There is currently, as of 01/06/2009, 42 upcoming companion dog show dates listed.
Hope you find something close to you, and you and your dog/s have a great time.


----------



## AliRowe (Jun 2, 2009)

I cannot post on Face Book. I am organising a Fun Family Dog Show: 
Sat. 4th July; Ashwater Village Green, Devon from 2.30 (entries taken from 1.30). Rosettes to 4th place (child handlers rosettes in all classes).

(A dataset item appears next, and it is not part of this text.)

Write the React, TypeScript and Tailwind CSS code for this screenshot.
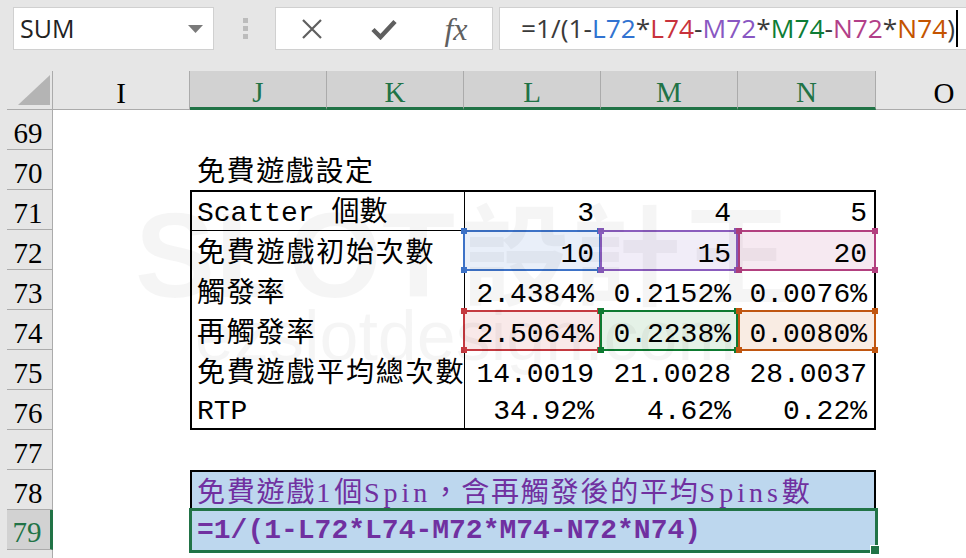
import clsx from "clsx";

const CELL_FONT = "font-['Liberation_Mono','Noto_Sans_CJK_TC',monospace]";
const HEAD_FONT = "font-['Liberation_Serif','Noto_Sans_CJK_TC',serif]";
const UI_FONT = "font-['Open_Sans','Noto_Sans',sans-serif]";

const formulaParts: { text: string; color: string }[] = [
  { text: "=1/(1-", color: "text-[#3a3a3a]" },
  { text: "L72", color: "text-[#3173d1]" },
  { text: "*", color: "text-[#3a3a3a]" },
  { text: "L74", color: "text-[#c8323c]" },
  { text: "-", color: "text-[#3a3a3a]" },
  { text: "M72", color: "text-[#8957c2]" },
  { text: "*", color: "text-[#3a3a3a]" },
  { text: "M74", color: "text-[#0d7d35]" },
  { text: "-", color: "text-[#3a3a3a]" },
  { text: "N72", color: "text-[#b23f88]" },
  { text: "*", color: "text-[#3a3a3a]" },
  { text: "N74", color: "text-[#c45400]" },
  { text: ")", color: "text-[#3a3a3a]" },
];

function TopBar() {
  return (
    <div className={`h-[71px] bg-[#e6e6e6] flex items-start pt-[7px] pl-[13px] ${UI_FONT}`}>
      <div className="w-[201px] h-[43px] shrink-0 bg-white border border-[#d0d0d0] flex items-center justify-between pl-[6px] pr-[10px]">
        <span className="text-[25px] leading-none text-[#222]">SUM</span>
        <svg width="15" height="8" viewBox="0 0 15 8">
          <path d="M0 0H15L7.5 8Z" fill="#7a7a7a" />
        </svg>
      </div>
      <div className="w-[61px] h-[43px] shrink-0 flex flex-col items-center justify-center gap-[3px] pl-[2px]">
        <div className="w-[5px] h-[5px] bg-[#bcbcbc]" />
        <div className="w-[5px] h-[5px] bg-[#bcbcbc]" />
        <div className="w-[5px] h-[5px] bg-[#bcbcbc]" />
      </div>
      <div className="w-[218px] h-[43px] shrink-0 bg-white border border-[#d0d0d0] flex items-center">
        <div className="w-[72px] flex justify-center">
          <svg width="22" height="20" viewBox="0 0 22 20">
            <path d="M2 1L20 19M20 1L2 19" stroke="#5f5f5f" strokeWidth="2.2" />
          </svg>
        </div>
        <div className="w-[72px] flex justify-center">
          <svg width="26" height="22" viewBox="0 0 26 22">
            <path d="M2 11.5L9.5 19L24 3.5" stroke="#5f5f5f" strokeWidth="4.5" fill="none" />
          </svg>
        </div>
        <div className="w-[72px] flex justify-center">
          <span className="font-['Liberation_Serif',serif] italic text-[32px] leading-none text-[#606060]">fx</span>
        </div>
      </div>
      <div className="ml-[6px] flex-1 h-[43px] bg-white border border-[#d0d0d0] border-r-0 flex items-center pl-[21px]">
        <span className="text-[26.3px] leading-none whitespace-nowrap">
          {formulaParts.map((p, i) => (
            <span key={i} className={p.color}>
              {p.text}
            </span>
          ))}
        </span>
        <div className="ml-[1px] w-[2px] h-[37px] bg-black" />
      </div>
    </div>
  );
}

const cols = [
  { label: "I", w: "w-[137px]", sel: false },
  { label: "J", w: "w-[137px]", sel: true },
  { label: "K", w: "w-[137px]", sel: true },
  { label: "L", w: "w-[137px]", sel: true },
  { label: "M", w: "w-[137px]", sel: true },
  { label: "N", w: "w-[138px]", sel: true },
  { label: "O", w: "w-[137px]", sel: false },
];

function ColumnHeaders() {
  return (
    <div className={`flex h-[39px] bg-[#e6e6e6] ${HEAD_FONT}`}>
      <div className="w-[7px] shrink-0" />
      <div className="w-[46px] shrink-0 border-r border-b border-[#ababab] flex items-end justify-end pr-[2px] pb-[4px]">
        <svg width="32" height="30" viewBox="0 0 32 30">
          <path d="M32 0V30H0Z" fill="#b4b4b4" />
        </svg>
      </div>
      {cols.map((c) => (
        <div
          key={c.label}
          className={clsx(
            "shrink-0 flex items-end justify-center text-[29px] leading-[29px] border-r border-r-[#ababab]",
            c.w,
            c.sel
              ? "bg-[#d2d2d2] text-[#217346] border-b-[3px] border-b-[#217346]"
              : "border-b border-b-[#ababab] pb-[1px]"
          )}
        >
          {c.label}
        </div>
      ))}
    </div>
  );
}

// row 80 only shows a sliver of its header at the bottom edge
const rowNums = [69, 70, 71, 72, 73, 74, 75, 76, 77, 78, 79, 80];

function RowHeaders() {
  return (
    <div className={`w-[46px] shrink-0 flex flex-col bg-[#e6e6e6] ${HEAD_FONT}`}>
      {rowNums.map((n) => (
        <div
          key={n}
          className={clsx(
            "h-[40px] shrink-0 flex items-end justify-center pr-[3px] text-[29px] leading-[29px] border-b border-b-[#ababab]",
            n === 79
              ? "bg-[#d2d2d2] text-[#217346] border-r-[3px] border-r-[#217346] pb-[2px]"
              : "border-r border-r-[#ababab] pb-[1px]"
          )}
        >
          {n < 80 ? n : null}
        </div>
      ))}
    </div>
  );
}

type Hi = { frame: string; dot: string; inset: string };

const hi: Record<string, Hi> = {
  L72: { frame: "border-[#3d72c7] bg-[#e9eff9]", dot: "bg-[#3d72c7]", inset: "-left-[2px] -top-[1px] right-0 bottom-0" },
  M72: { frame: "border-[#8a5cbd] bg-[#f1edf8]", dot: "bg-[#8a5cbd]", inset: "-left-[1px] -top-[1px] right-0 bottom-0" },
  N72: { frame: "border-[#b2407f] bg-[#f6e9f1]", dot: "bg-[#b2407f]", inset: "left-0 -top-[1px] -right-[2px] bottom-0" },
  L74: { frame: "border-[#c4393f] bg-[#f9e9e9]", dot: "bg-[#c4393f]", inset: "-left-[2px] -top-[1px] right-0 bottom-0" },
  M74: { frame: "border-[#0d7a30] bg-[#e5f2e7]", dot: "bg-[#0d7a30]", inset: "-left-[1px] -top-[1px] right-0 bottom-0" },
  N74: { frame: "border-[#c05610] bg-[#f9ece3]", dot: "bg-[#c05610]", inset: "left-0 -top-[1px] -right-[2px] bottom-0" },
};

function Highlight({ h }: { h: Hi }) {
  return (
    <div className={clsx("absolute border-2", h.frame, h.inset)}>
      <div className={clsx("absolute -left-[4px] -top-[4px] w-[6px] h-[6px]", h.dot)} />
      <div className={clsx("absolute -right-[4px] -top-[4px] w-[6px] h-[6px]", h.dot)} />
      <div className={clsx("absolute -left-[4px] -bottom-[4px] w-[6px] h-[6px]", h.dot)} />
      <div className={clsx("absolute -right-[4px] -bottom-[4px] w-[6px] h-[6px]", h.dot)} />
    </div>
  );
}

const tableRows: { label: string; cjk: boolean; h: string; vals: string[]; marks?: Hi[] }[] = [
  { label: "Scatter 個數", cjk: false, h: "h-[39px] border-b border-black", vals: ["3", "4", "5"] },
  { label: "免費遊戲初始次數", cjk: true, h: "h-[40px]", vals: ["10", "15", "20"], marks: [hi.L72, hi.M72, hi.N72] },
  { label: "觸發率", cjk: true, h: "h-[40px]", vals: ["2.4384%", "0.2152%", "0.0076%"] },
  { label: "再觸發率", cjk: true, h: "h-[40px]", vals: ["2.5064%", "0.2238%", "0.0080%"], marks: [hi.L74, hi.M74, hi.N74] },
  { label: "免費遊戲平均總次數", cjk: true, h: "h-[40px]", vals: ["14.0019", "21.0028", "28.0037"] },
  { label: "RTP", cjk: false, h: "h-[37px]", vals: ["34.92%", "4.62%", "0.22%"] },
];

function Watermark() {
  return (
    <div className="pointer-events-none absolute inset-0 text-black/[0.04]">
      <div className="absolute left-[82px] top-[84px] flex items-baseline leading-none whitespace-nowrap">
        <span className="font-['Liberation_Sans',sans-serif] font-bold text-[120px]">SLOT</span>
        <span className="font-['Noto_Sans_CJK_TC',sans-serif] font-bold text-[110px] ml-[6px]">設計王</span>
      </div>
      <div className="absolute left-[142px] top-[191px] font-['Liberation_Sans',sans-serif] text-[70px] leading-none whitespace-nowrap">
        ezslotdesign.com
      </div>
    </div>
  );
}

function Sheet() {
  return (
    <div className={`relative flex-1 bg-white text-black ${CELL_FONT} text-[28px] leading-[28px]`}>
      <div className="h-[40px]" />
      <div className="h-[40px] flex items-end pl-[144px] pb-[2px] tracking-[1.6px] whitespace-nowrap">免費遊戲設定</div>

      <div className="ml-[137px] w-[686px] h-[240px] border-2 border-black flex flex-col">
        {tableRows.map((r) => (
          <div key={r.label} className={clsx("grid grid-cols-[273px_136px_137px_136px] shrink-0", r.h)}>
            <div
              className={clsx(
                "border-r border-black flex items-end pl-[5px] pb-[2px] whitespace-nowrap",
                r.cjk && "tracking-[1.8px]"
              )}
            >
              {r.label}
            </div>
            {r.vals.map((v, i) => (
              <div key={i} className="relative flex items-end justify-end pr-[7px] pb-[2px] whitespace-nowrap">
                {r.marks && <Highlight h={r.marks[i]} />}
                <span className="relative">{v}</span>
              </div>
            ))}
          </div>
        ))}
      </div>

      <div className="h-[40px]" />

      <div className="ml-[137px] w-[686px]">
        <div className="h-[40px] bg-[#bdd7ee] border-t-2 border-x-2 border-black flex items-end pl-[5px] pb-[3px] text-[#7030a0] font-['Liberation_Serif','Noto_Sans_CJK_TC',serif] tracking-[1.8px] whitespace-nowrap">
          免費遊戲<span className="tracking-[4px]">1</span>個<span className="tracking-[4px]">Spin</span>，含再觸發後的平均<span className="tracking-[4px]">Spins</span>數
        </div>
        <div className="relative h-[40px] bg-[#bdd7ee] flex items-end pl-[7px] pb-[5px] font-bold text-[#7030a0] whitespace-nowrap">
          <div className="absolute -left-[1px] -right-[2px] -top-[2px] -bottom-[3px] border-[3px] border-[#217346]" />
          <div className="absolute -right-[4px] -bottom-[5px] w-[10px] h-[10px] bg-[#217346] border border-white" />
          <span className="relative">=1/(1-L72*L74-M72*M74-N72*N74)</span>
        </div>
      </div>

      <Watermark />
    </div>
  );
}

export default function App() {
  return (
    <div className="w-[966px] h-[558px] overflow-hidden bg-white">
      <TopBar />
      <ColumnHeaders />
      <div className="flex h-[448px] overflow-hidden">
        <div className="w-[7px] shrink-0 bg-[#e6e6e6]" />
        <RowHeaders />
        <Sheet />
      </div>
    </div>
  );
}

All entries £1. Classes including fancy dress theme: Independence Day. 
For poster and or schedule phone Ali Rowe 01409 211222 or email [email protected] 
Event in aid of Church funds - St Peter ad Vincula, Ashwater.


----------



## PennyH (Dec 30, 2008)

For some reason I can't find this group on facebook.
What am I doing wrong??


----------



## macatac (Jun 1, 2009)

Sign in to your facebook, then in the top righthand corner, where it says search, type uk companion, and you will see the uk companion and fun dog shows in the scroll down. Click that and it will take you to the page you need.
Regards
Dave


----------



## macatac (Jun 1, 2009)

Thanks for that Ali
Ive added the info on the facebook uk companion and fun dog shows page.


----------